Boil the rice in salted water according to the packet instructions (as a general rule of thumb, I use a teaspoon of salt for every litre of water), then drain and put to one side.
While the rice is cooking, get on with the rest of the salad.
In a big bowl, whisk the sesame oil, half the olive oil, the miso, lime juice and zest, garlic, ginger, a tablespoon of the maple syrup and three-quarters of a teaspoon of salt.
Throw in the sliced spring onions and toss.
Have ready a plate to the side of the stove.
Put the almonds in a large frying pan, turn on the heat to medium and toast, stirring regularly, for eight minutes, until fragrant.
Drizzle over the remaining tablespoon and a half of maple syrup and stir for another minute, until caramelised.
Transfer to the plate and sprinkle with a big pinch of salt.
Rinse out the pan, then heat the remaining two tablespoons of olive oil.

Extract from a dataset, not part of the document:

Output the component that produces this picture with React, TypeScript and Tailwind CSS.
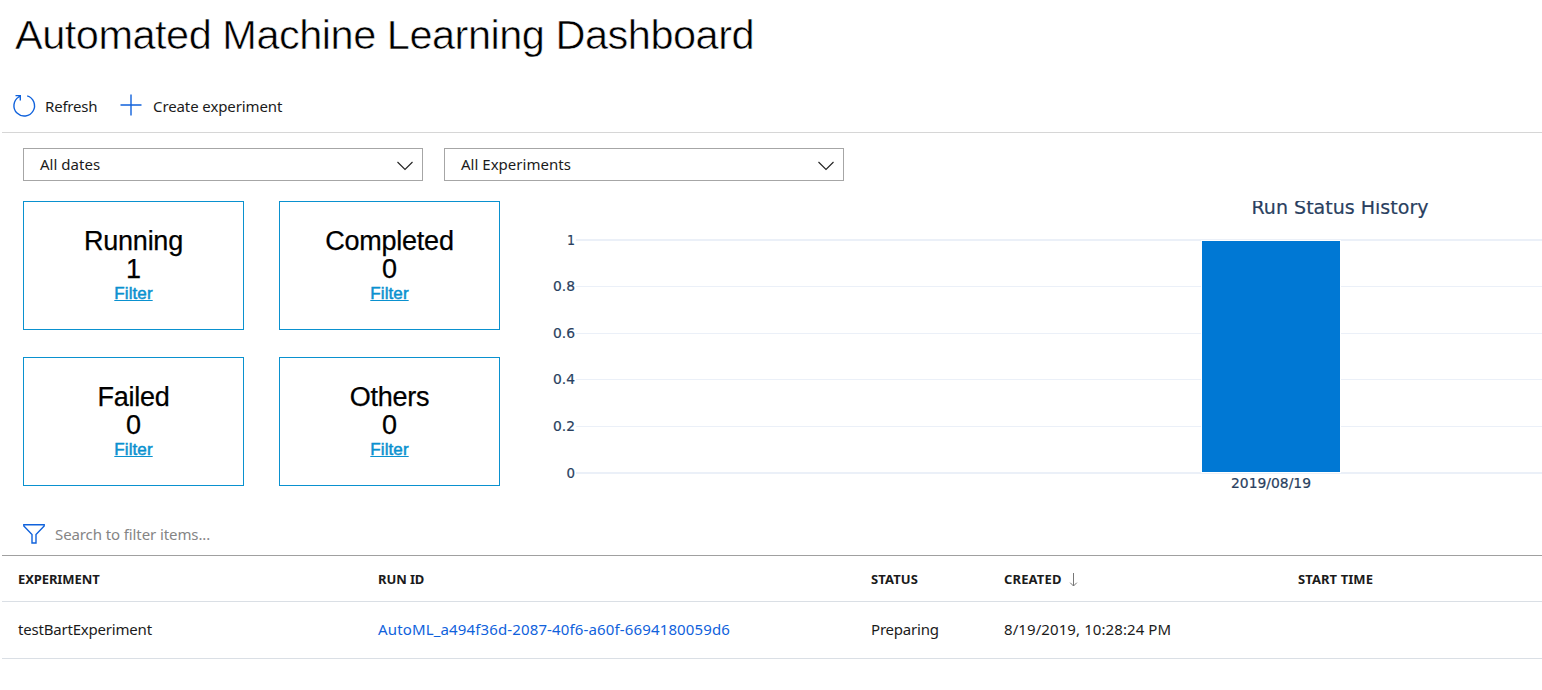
import React from "react";

const ui = "font-['Noto_Sans',sans-serif]";

function Fit({ w, children, anchor = "start", x, y, className }: { w: number; children: string; anchor?: "start" | "middle" | "end"; x: number; y: number; className: string }) {
  return (
    <text x={x} y={y} textAnchor={anchor} textLength={w} lengthAdjust="spacingAndGlyphs" className={className}>
      {children}
    </text>
  );
}

function Select({ label }: { label: string }) {
  return (
    <button className="flex h-[33px] w-[400px] items-center justify-between border border-[#a6a6a6] pr-[8px] pl-4 text-[15px] text-[#1b1b1b]">
      <span className="tracking-[0.02px]">{label}</span>
      <svg width="18" height="18" viewBox="0 0 18 18" fill="none" stroke="#222" strokeWidth="1.1" className="mt-0.5">
        <path d="M1.5 5 L9 12.5 L16.5 5" />
      </svg>
    </button>
  );
}

function Card({ label, count }: { label: string; count: number }) {
  return (
    <div className="flex h-[129px] w-[221px] flex-col items-center border border-[#0a91cf] pt-[25px] font-['Liberation_Sans',sans-serif] text-black">
      <div className="text-[27px] leading-[28px] tracking-[-0.25px] [-webkit-text-stroke:0.25px_black]">{label}</div>
      <div className="text-[27px] leading-[28px] [-webkit-text-stroke:0.25px_black]">{count}</div>
      <a className="text-[17px] leading-[22px] tracking-[0.1px] text-[#0a91cf] underline [-webkit-text-stroke:0.5px_#0a91cf]">Filter</a>
    </div>
  );
}

const ticks = [
  { label: "1", y: 39, base: 44, w: 8 },
  { label: "0.8", y: 85.5, base: 90, w: 22 },
  { label: "0.6", y: 132.5, base: 137, w: 22 },
  { label: "0.4", y: 178.5, base: 183, w: 22 },
  { label: "0.2", y: 225.5, base: 230, w: 22 },
  { label: "0", y: 272, base: 277, w: 8.5 },
];

function Chart() {
  return (
    <svg width="1002" height="300" viewBox="0 0 1002 300" className="block font-['DejaVu_Sans',sans-serif]">
      {ticks.map((t) => (
        <g key={t.label}>
          <line x1="36" x2="1002" y1={t.y} y2={t.y} stroke="#ebf0f8" strokeWidth={t.w < 10 ? 2 : 1} />
          <Fit x={35} y={t.base} w={t.w} anchor="end" className="fill-[#2a3f5f] stroke-[#2a3f5f] stroke-[0.2px] text-[13.5px]">{t.label}</Fit>
        </g>
      ))}
      <rect x="661" y="39" width="140" height="233" fill="#fff" />
      <rect x="662" y="40" width="138" height="231" fill="#0078d4" />
      <Fit x={731} y={287} w={80} anchor="middle" className="fill-[#2a3f5f] stroke-[#2a3f5f] stroke-[0.2px] text-[13.5px]">2019/08/19</Fit>
      <Fit x={800} y={13} w={177} anchor="middle" className="fill-[#2a3f5f] stroke-[#2a3f5f] stroke-[0.2px] text-[19px]">Run Status History</Fit>
    </svg>
  );
}

export default function App() {
  return (
    <div className={`h-[690px] w-[1542px] overflow-hidden bg-white text-[#1b1b1b] ${ui}`}>
      <h1 className="h-[86px] pt-[11px] pl-[15px] font-['Liberation_Sans',sans-serif] text-[41.5px] leading-[48px] tracking-[-0.49px] whitespace-nowrap text-black [-webkit-text-stroke:0.55px_white]">
        Automated Machine Learning Dashboard
      </h1>
      <div className="ml-0.5 flex h-[47px] items-center border-b border-[#d6d6d6] pb-[5px] pl-[9px] text-[15px]">
        <svg width="26" height="26" viewBox="0 0 26 26" fill="none" stroke="#1062dc" strokeWidth="1.4" className="-mt-0.5">
          <path d="M16.2 2.9 A10.3 10.3 0 1 1 7.8 4 L9.3 2.6 M4.5 2.6 H9.3 V7.5" />
        </svg>
        <span className="ml-2 w-[75px] tracking-[-0.2px]">Refresh</span>
        <svg width="22" height="22" viewBox="0 0 22 22" fill="none" stroke="#1062dc" strokeWidth="1.4" className="-mt-[3px]">
          <path d="M0.5 11 H21.5 M11 0.5 V21.5" />
        </svg>
        <span className="ml-[11px] tracking-[-0.1px]">Create experiment</span>
      </div>
      <div className="flex gap-[21px] pt-[15px] pl-[23px]">
        <Select label="All dates" />
        <Select label="All Experiments" />
      </div>
      <div className="flex pt-5 pl-[23px]">
        <div className="grid w-[517px] grid-cols-[221px_221px] content-start gap-x-[35px] gap-y-[27px]">
          <Card label="Running" count={1} />
          <Card label="Completed" count={0} />
          <Card label="Failed" count={0} />
          <Card label="Others" count={0} />
        </div>
        <Chart />
      </div>
      <div className="ml-0.5 flex h-[55px] items-center border-b border-[#a0a0a0] pt-3 pl-5 text-[15px] text-[#858585]">
        <svg width="24" height="22" viewBox="0 0 24 22" fill="none" stroke="#1062dc" strokeWidth="1.4">
          <path d="M1.8 1.8 H22.2 V3 L14 11.5 V20 H10 V11.5 L1.8 3 Z" />
        </svg>
        <span className="ml-[9px] tracking-[-0.1px]">Search to filter items...</span>
      </div>
      <div className="ml-0.5 grid h-[46px] grid-cols-[360px_493px_133px_294px_244px] items-center border-b border-[#dadfe5] pt-0.5 pl-4 text-[13px] font-bold whitespace-nowrap">
        <span className="tracking-[-0.1px]">EXPERIMENT</span>
        <span className="tracking-[-0.1px]">RUN ID</span>
        <span className="tracking-[0.1px]">STATUS</span>
        <span className="flex items-center tracking-[0.15px]">
          CREATED
          <svg width="9" height="15" viewBox="0 0 9 15" fill="none" stroke="#777" strokeWidth="1" className="ml-[7px]">
            <path d="M4.5 1 V14 M1.2 10.7 L4.5 14 L7.8 10.7" />
          </svg>
        </span>
        <span className="tracking-[0.08px]">START TIME</span>
      </div>
      <div className="ml-0.5 grid h-[57px] grid-cols-[360px_493px_133px_294px_244px] items-center border-b border-[#dadfe5] pb-0.5 pl-4 text-[15px] whitespace-nowrap">
        <span className="tracking-[-0.2px]">testBartExperiment</span>
        <span className="tracking-[0.14px] text-[#1062dc]">AutoML_a494f36d-2087-40f6-a60f-6694180059d6</span>
        <span className="tracking-[-0.2px]">Preparing</span>
        <span className="tracking-[0.09px]">8/19/2019, 10:28:24 PM</span>
        <span />
      </div>
    </div>
  );
}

Once it’s hot, lay in the tempeh strips and fry for three minutes on each side, until golden and crisp.
Add the cabbage, cook for another three minutes, until wilted, then tip the lot into the dressing bowl.
Add the pak choi to the bowl, too, toss to combine, then fold in the rice and basil leaves.
Tip out in a big mound on to a platter, scatter the almonds on top and serve.